The difficulty of synthesizing a diverse array of complex molecules from readily available precursors has led to the development of many elegant and highly specific transformations in efforts to reach desired targets. An alternate approach to generating many specialized transformations focuses instead on using a small pool of highly efficient reactions. The idea of “click chemistry” mimics nature's modular usage of heteroatom linkages to afford a wide variety of macromolecular scaffolds.
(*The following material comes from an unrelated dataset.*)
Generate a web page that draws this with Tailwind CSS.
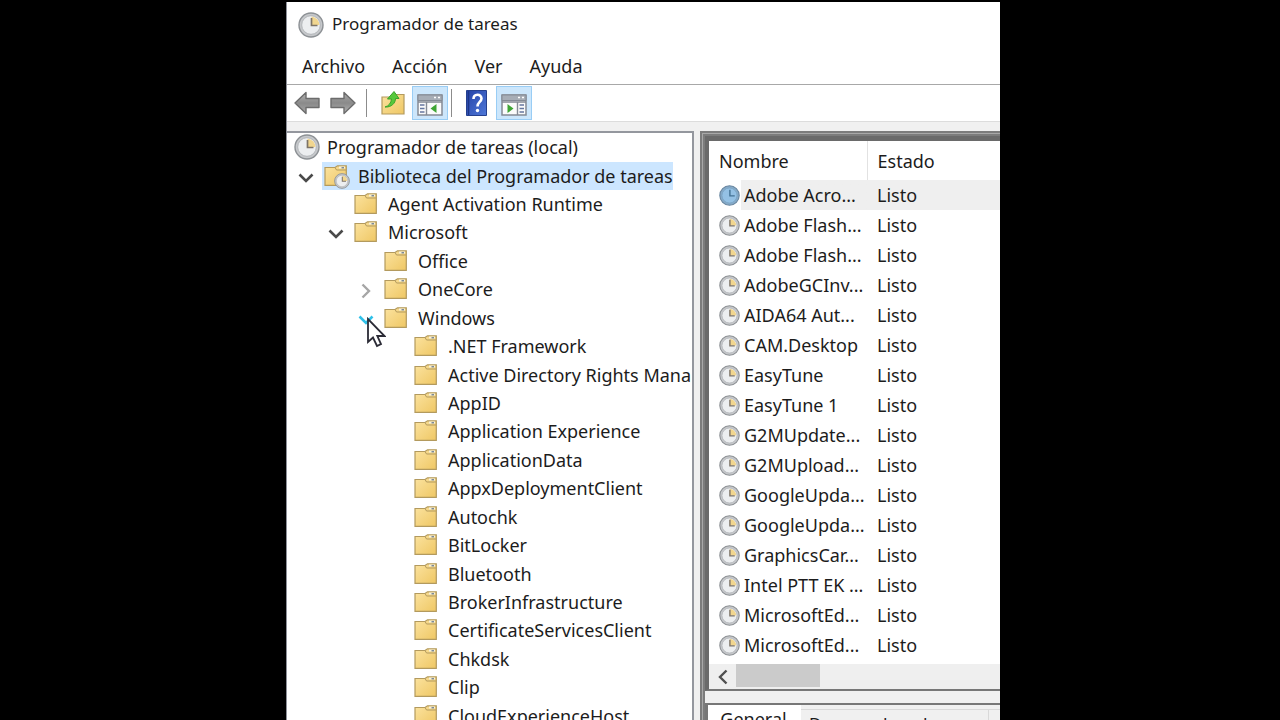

See H. C. Kolb; M. G. Finn; K. B. Sharpless (2001) “Click Chemistry: Diverse Chemical Function from a Few Good Reactions,” Angewandte Chemie International Edition 40 (11):2004-2021. While it is unlikely this approach would completely supplant the traditional strategies of molecular synthesis, the use of “click chemistry” has had notable applications and widespread use. See, for example, R. A. Evans (2007) “The Rise of Azide-Alkyne 1,3-Dipolar ‘Click’ Cycloaddition and its Application to Polymer Science and Surface Modification,” Australian Journal of Chemistry 60 (6):384-395; Spiteri, Christian; Moses, John E. (2010) “Copper-Catalyzed Azide-Alkyne Cycloaddition: Regioselective Synthesis of 1,4,5-Trisubstituted 1,2,3-Triazoles,” Angewandte Chemie International Edition 49 (1):31-33; and Hoyle, Charles E.; Bowman, Christopher N. (2010) “Thiol-Ene Click Chemistry,” Angewandte Chemie International Edition 49 (9):1540-1573.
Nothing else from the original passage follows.